ダライ・ラマ ガンデン・ティパとの関係
ダライ・ラマはゲルク派の最も有名な僧侶であり、事実上、ゲルク派の総帥とか宗主のように扱われることがあるが、ゲルク派の管長ではない。本来は総本山ガンデン寺の座主(ガンデン・ティパ)がゲルク派の最高指導者である。ガンデン・ティパはゲルク派の学僧の頂点に立つ役職であり、宗祖ツォンカパの後継者としてゲルク派の教法を管掌する法主の立場にある。その上座にはダライ・ラマとパンチェン・ラマ以外座ることを許されなかった。ガンデン寺における席がダライ・ラマのそれより高いことから、ゲルク派内での宗教上の格式はダライ・ラマよりも上位にあると解釈することができる。

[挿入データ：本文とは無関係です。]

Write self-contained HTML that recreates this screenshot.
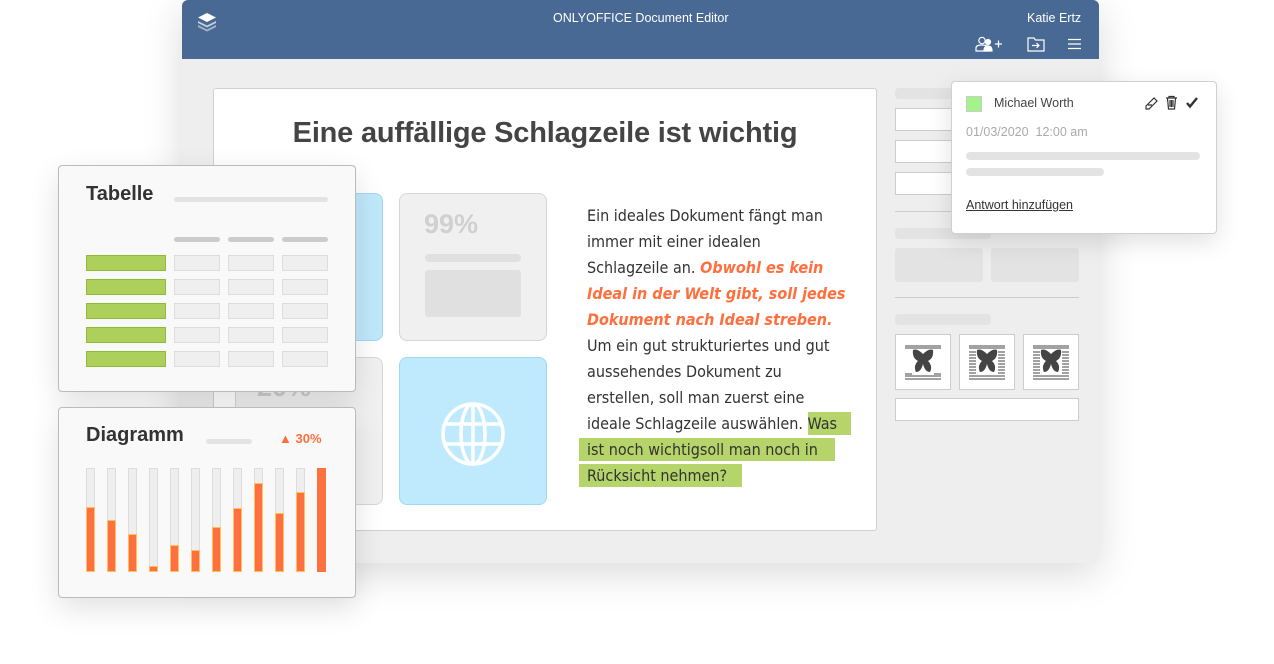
<!DOCTYPE html>
<html><head><meta charset="utf-8"><style>
*{margin:0;padding:0;box-sizing:border-box}
body{width:1274px;height:664px;background:#fff;position:relative;overflow:hidden;font-family:"Liberation Sans",sans-serif}
.a{position:absolute}
.bar{position:absolute;background:#e3e3e3;border-radius:4px}
.tl{position:absolute;left:587px;font-size:16px;color:#333;white-space:nowrap;font-family:"DejaVu Sans Condensed","Liberation Sans",sans-serif;font-stretch:condensed}
.or{color:#ff6f3d;font-style:italic;font-weight:bold}
.hl{background:#b5d56a}
.cell{position:absolute;width:46px;height:16px;background:#efefef;border:1px solid #ddd}
.g{position:absolute;left:86px;width:80px;height:16px;background:#acd05a;border:1px solid #8fba3a}
.col{position:absolute;width:9px;top:468px;height:104px;background:#eee;border:1px solid #ddd}
.col i{position:absolute;left:-1px;right:-1px;bottom:-1px;background:#ff7040;border:1px solid #ffc060}
.cm{font-family:"Liberation Sans",sans-serif;font-size:12.5px}
</style></head><body>
<div class="a" style="left:182px;top:0;width:917px;height:563px;background:#eeeeee;border-radius:6px;box-shadow:0 10px 40px rgba(0,0,0,.15)"></div>
<div class="a" style="left:182px;top:0;width:917px;height:59px;background:#476993;border-radius:6px 6px 0 0"></div>
<svg class="a" style="left:196px;top:11px" width="22" height="22" viewBox="0 0 22 22"><path d="M11 2 L20 6.5 L11 11 L2 6.5Z" fill="#fff"/><path d="M2 10 L11 14.5 L20 10 L20 12 L11 16.5 L2 12Z" fill="#c5d0de"/><path d="M2 14 L11 18.5 L20 14 L20 16 L11 20.5 L2 16Z" fill="#a8b6c9"/></svg>
<div class="a" style="left:553px;top:11px;font-size:12.5px;color:#fff">ONLYOFFICE Document Editor</div>
<div class="a" style="left:1027px;top:11px;font-size:12.5px;color:#fff">Katie Ertz</div>
<svg class="a" style="left:975px;top:36px" width="28" height="16" viewBox="0 0 28 16" fill="none" stroke="#fff" stroke-width="1.2"><circle cx="7" cy="4.5" r="3.2"/><path d="M1 15 V12 Q1 9 7 9 Q13 9 13 12 V15Z"/><circle cx="13" cy="6" r="2.5" fill="#fff"/><path d="M9 15 Q9 10 13 10 Q17 10 17 15Z" fill="#fff"/><path d="M20 8 H27 M23.5 4.5 V11.5"/></svg>
<svg class="a" style="left:1027px;top:36px" width="18" height="16" viewBox="0 0 18 16" fill="none" stroke="#fff" stroke-width="1.2"><path d="M1 2 H7 L8.5 4 H17 V15 H1Z"/><path d="M5 9.5 H12 M9.5 7 L12 9.5 L9.5 12"/></svg>
<svg class="a" style="left:1068px;top:38px" width="14" height="12" viewBox="0 0 14 12" stroke="#fff" stroke-width="1.3"><path d="M0 1.5H13M0 6H13M0 10.5H13"/></svg>

<div class="a" style="left:213px;top:88px;width:664px;height:443px;background:#fff;border:1px solid #d0d0d0;border-radius:3px"></div>
<div class="a" style="left:200px;top:117px;width:690px;text-align:center;font-size:29px;font-weight:bold;color:#444;letter-spacing:-0.2px">Eine auffällige Schlagzeile ist wichtig</div>
<div class="a" style="left:235px;top:193px;width:148px;height:148px;background:#bfe9fb;border:1px solid #9fd8f2;border-radius:8px"></div>
<div class="a" style="left:399px;top:193px;width:148px;height:148px;background:#f0f0f0;border:1px solid #d6d6d6;border-radius:8px"></div>
<div class="a" style="left:424px;top:209px;font-size:27px;font-weight:bold;color:#d0d0d0">99%</div>
<div class="a" style="left:425px;top:254px;width:96px;height:8px;background:#e0e0e0;border-radius:4px"></div>
<div class="a" style="left:425px;top:270px;width:96px;height:47px;background:#e0e0e0;border-radius:3px"></div>
<div class="a" style="left:235px;top:357px;width:148px;height:148px;background:#f0f0f0;border:1px solid #d6d6d6;border-radius:8px"></div>
<div class="a" style="left:257px;top:372px;font-size:27px;font-weight:bold;color:#ccc">20%</div>
<div class="a" style="left:399px;top:357px;width:148px;height:148px;background:#bfeafd;border:1px solid #9fd8f2;border-radius:8px"></div>
<svg class="a" style="left:440px;top:401px" width="66" height="66" viewBox="0 0 66 66" fill="none" stroke="#fff" stroke-width="3.5"><circle cx="33" cy="33" r="30"/><ellipse cx="33" cy="33" rx="12" ry="30"/><path d="M33 3V63M4 23H62M4 43H62"/></svg>

<div class="tl" style="top:206px">Ein ideales Dokument fängt man</div>
<div class="tl" style="top:232px">immer mit einer idealen</div>
<div class="tl" style="top:258px">Schlagzeile an. <span class="or">Obwohl es kein</span></div>
<div class="tl or" style="top:284px">Ideal in der Welt gibt, soll jedes</div>
<div class="tl or" style="top:310px">Dokument nach Ideal streben.</div>
<div class="tl" style="top:336px">Um ein gut strukturiertes und gut</div>
<div class="tl" style="top:362px">aussehendes Dokument zu</div>
<div class="tl" style="top:388px">erstellen, soll man zuerst eine</div>
<div class="a hl" style="left:808px;top:412px;width:43px;height:23px"></div>
<div class="a hl" style="left:579px;top:438px;width:256px;height:23px"></div>
<div class="a hl" style="left:579px;top:464px;width:163px;height:23px"></div>
<div class="tl" style="top:414px">ideale Schlagzeile auswählen. Was</div>
<div class="tl" style="top:440px">ist noch wichtigsoll man noch in</div>
<div class="tl" style="top:466px">Rücksicht nehmen?</div>

<!-- right panel -->
<div class="bar" style="left:895px;top:88px;width:96px;height:11px"></div>
<div class="a" style="left:895px;top:108px;width:184px;height:23px;background:#fff;border:1px solid #ccc"></div>
<div class="a" style="left:895px;top:140px;width:184px;height:23px;background:#fff;border:1px solid #ccc"></div>
<div class="a" style="left:895px;top:172px;width:184px;height:23px;background:#fff;border:1px solid #ccc"></div>
<div class="a" style="left:895px;top:211px;width:184px;height:1px;background:#ccc"></div>
<div class="bar" style="left:895px;top:228px;width:96px;height:11px"></div>
<div class="a" style="left:895px;top:248px;width:88px;height:34px;background:#e3e3e3;border-radius:3px"></div>
<div class="a" style="left:991px;top:248px;width:88px;height:34px;background:#e3e3e3;border-radius:3px"></div>
<div class="a" style="left:895px;top:297px;width:184px;height:1px;background:#ccc"></div>
<div class="bar" style="left:895px;top:314px;width:96px;height:11px"></div>
<div class="a" style="left:895px;top:334px;width:56px;height:56px;background:#fff;border:1px solid #ccc"></div>
<div class="a" style="left:959px;top:334px;width:56px;height:56px;background:#fff;border:1px solid #ccc"></div>
<div class="a" style="left:1023px;top:334px;width:56px;height:56px;background:#fff;border:1px solid #ccc"></div>
<svg class="a" style="left:905px;top:344px" width="36" height="36" viewBox="0 0 36 36"><path d="M0 2H36M0 4H36M0 30H7M29 30H36M0 32H36M0 35H36" stroke="#444"/><path d="M18 10 Q12 4 8 6 Q7 14 13 17 Q8 22 11 28 Q16 28 18 20 Q20 28 25 28 Q28 22 23 17 Q29 14 28 6 Q24 4 18 10Z" fill="#444"/></svg>
<svg class="a" style="left:969px;top:344px" width="36" height="36" viewBox="0 0 36 36"><path d="M0 2H36M0 4H36M0 32H36M0 35H36M0 8H7M0 11H7M0 14H7M0 17H7M0 20H7M0 23H7M0 26H7M0 29H7M29 8H36M29 11H36M29 14H36M29 17H36M29 20H36M29 23H36M29 26H36M29 29H36" stroke="#444"/><path d="M18 10 Q12 4 8 6 Q7 14 13 17 Q8 22 11 28 Q16 28 18 20 Q20 28 25 28 Q28 22 23 17 Q29 14 28 6 Q24 4 18 10Z" fill="#444"/></svg>
<svg class="a" style="left:1033px;top:344px" width="36" height="36" viewBox="0 0 36 36"><path d="M0 2H36M0 4H36M0 32H36M0 35H36M0 8H7M0 11H7M0 14H7M0 17H7M0 20H7M0 23H7M0 26H7M0 29H7M29 8H36M29 11H36M29 14H36M29 17H36M29 20H36M29 23H36M29 26H36M29 29H36" stroke="#444"/><path d="M18 10 Q12 4 8 6 Q7 14 13 17 Q8 22 11 28 Q16 28 18 20 Q20 28 25 28 Q28 22 23 17 Q29 14 28 6 Q24 4 18 10Z" fill="#444"/></svg>
<div class="a" style="left:895px;top:398px;width:184px;height:23px;background:#fff;border:1px solid #ccc"></div>

<!-- comment -->
<div class="a" style="left:951px;top:81px;width:266px;height:153px;background:#fff;border:1px solid #d0d0d0;border-radius:4px;box-shadow:0 8px 24px rgba(0,0,0,.12)"></div>
<div class="a" style="left:966px;top:96px;width:16px;height:16px;background:#a3f28a;border:1px solid #ccc"></div>
<div class="a cm" style="left:994px;top:96px;color:#444">Michael Worth</div>
<svg class="a" style="left:1144px;top:95px" width="58" height="15" viewBox="0 0 58 15" fill="none" stroke="#333" stroke-width="1.2"><path d="M2 11 L10 3 L13 6 L5 14 L2 14Z M4 10 L8 10"/><path d="M22 3H33M25 3V1.5H30V3M23.5 3.5 L24.5 14 H30.5 L31.5 3.5M26 5V12M27.5 5V12M29 5V12"/><path d="M43 8 L46 11.5 L53 3" stroke-width="2.4"/></svg>
<div class="a cm" style="left:966px;top:125px;color:#aaa">01/03/2020&nbsp; 12:00 am</div>
<div class="bar" style="left:966px;top:152px;width:234px;height:8px"></div>
<div class="bar" style="left:966px;top:168px;width:138px;height:8px"></div>
<div class="a cm" style="left:966px;top:198px;color:#333;text-decoration:underline">Antwort hinzufügen</div>

<!-- Tabelle -->
<div class="a" style="left:58px;top:165px;width:298px;height:227px;background:#f9f9f9;border:1px solid #bbb;border-radius:4px;box-shadow:0 10px 30px rgba(0,0,0,.12)"></div>
<div class="a" style="left:86px;top:183px;font-size:20px;font-weight:bold;color:#333">Tabelle</div>
<div class="bar" style="left:174px;top:197px;width:154px;height:5px"></div>
<div class="a" style="left:174px;top:237px;width:46px;height:5px;background:#ccc;border-radius:3px"></div>
<div class="a" style="left:228px;top:237px;width:46px;height:5px;background:#ccc;border-radius:3px"></div>
<div class="a" style="left:282px;top:237px;width:46px;height:5px;background:#ccc;border-radius:3px"></div>
<div class="g" style="top:255px"></div><div class="g" style="top:279px"></div><div class="g" style="top:303px"></div><div class="g" style="top:327px"></div><div class="g" style="top:351px"></div>
<div class="cell" style="left:174px;top:255px"></div><div class="cell" style="left:228px;top:255px"></div><div class="cell" style="left:282px;top:255px"></div>
<div class="cell" style="left:174px;top:279px"></div><div class="cell" style="left:228px;top:279px"></div><div class="cell" style="left:282px;top:279px"></div>
<div class="cell" style="left:174px;top:303px"></div><div class="cell" style="left:228px;top:303px"></div><div class="cell" style="left:282px;top:303px"></div>
<div class="cell" style="left:174px;top:327px"></div><div class="cell" style="left:228px;top:327px"></div><div class="cell" style="left:282px;top:327px"></div>
<div class="cell" style="left:174px;top:351px"></div><div class="cell" style="left:228px;top:351px"></div><div class="cell" style="left:282px;top:351px"></div>

<!-- Diagramm -->
<div class="a" style="left:58px;top:407px;width:298px;height:191px;background:#f9f9f9;border:1px solid #bbb;border-radius:4px;box-shadow:0 10px 30px rgba(0,0,0,.12)"></div>
<div class="a" style="left:86px;top:424px;font-size:20px;font-weight:bold;color:#333">Diagramm</div>
<div class="bar" style="left:206px;top:439px;width:46px;height:5px"></div>
<div class="a" style="left:279px;top:431px;font-size:13px;font-weight:bold;color:#ff6f3d">▲ 30%</div>
<div class="col" style="left:86px"><i style="height:65px"></i></div>
<div class="col" style="left:107px"><i style="height:52px"></i></div>
<div class="col" style="left:128px"><i style="height:38px"></i></div>
<div class="col" style="left:149px"><i style="height:6px"></i></div>
<div class="col" style="left:170px"><i style="height:27px"></i></div>
<div class="col" style="left:191px"><i style="height:22px"></i></div>
<div class="col" style="left:212px"><i style="height:45px"></i></div>
<div class="col" style="left:233px"><i style="height:64px"></i></div>
<div class="col" style="left:254px"><i style="height:89px"></i></div>
<div class="col" style="left:275px"><i style="height:59px"></i></div>
<div class="col" style="left:296px"><i style="height:80px"></i></div>
<div class="col" style="left:317px;border-color:#ff7040"><i style="height:104px;border-color:#ff7040"></i></div>
</body></html>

16世紀、ゲルク派の教勢拡大に伴って他派との摩擦が生じた際、政敵であったカルマ派のカルマパなどと比べると、ゲルク派の教主であるガンデン・ティパは交代制で任期が短かったため、求心力やカリスマ性を獲得し難い面があった。ダライ・ラマは、そのような時代にデプン寺とセラ寺の座主を兼任して事実上のゲルク派の最高指導者となった学僧ゲンドゥン・ギャツォ(ダライ・ラマ2世)、そしてその転生者とされたスーナム・ギャツォ(ダライ・ラマ3世)に始まる転生系譜であり、ゲルク派の統合の象徴であった。